Relevant que l’action du ministre ne tendait pas à l’indemnisation du préjudice des fournisseurs, ni au prononcé de la nullité des clauses litigieuses, mais poursuivait un objectif de défense de l’intérêt général (en demandant la cessation des pratiques pour l’avenir), le Tribunal, par jugement du 6 décembre 2011, a estimé que le ministre n’était pas tenu d’informer les fournisseurs de l’introduction de son action, et l’a donc déclarée recevable.
Devant cette contradiction manifeste, les opérateurs attendent de savoir laquelle de ces solutions divergentes suivront les autres juridictions saisies sur le même fondement, mais également la Cour d’appel de Paris.
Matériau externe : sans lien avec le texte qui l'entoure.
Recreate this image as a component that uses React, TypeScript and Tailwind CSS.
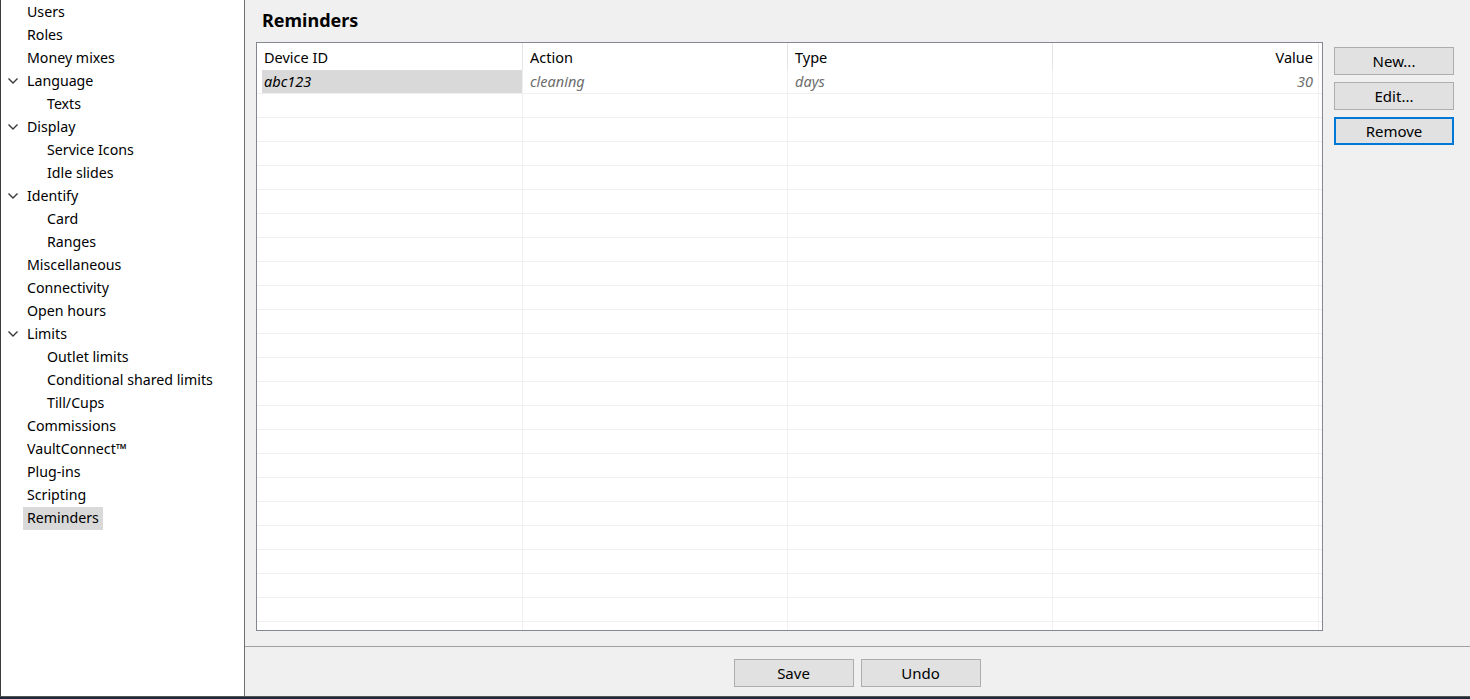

Au-delà de cet aspect procédural, le Tribunal de commerce de Meaux a estimé que les deux séries de dispositions des accords Provera identifiées par le ministre créaient un déséquilibre significatif dans les droits et obligations des parties, au bénéfice de Provera :
– En premier lieu, le Tribunal a relevé que la clause de résiliation anticipée pour inexécution contractuelle permettait, du fait de sa rédaction, de résilier le contrat unilatéralement, sans préavis ni indemnité, en raison d’un « défaut de performance d’un produit », alors que l’absence de performance d’un produit était directement liée à ses conditions de vente par le distributeur ;
– En second lieu, le Tribunal a considéré que les clauses relatives aux délais de paiement, étaient rédigées de telle manière que les prestations rendues par le distributeur étaient payables par acompte, et donc avant leur réalisation, alors que les factures des fournisseurs afférentes à la vente de produits étaient payables dans un délai de 30 ou 60 jours à compter de la réception des produits, ce qui créait un déséquilibre de trésorerie au détriment des fournisseurs.
Le Tribunal a donc enjoint Provera de cesser les pratiques consistant à faire figurer les clauses litigieuses dans ses accords avec les fournisseurs, et l’a condamnée au paiement d’une amende civile de 250 000 euros.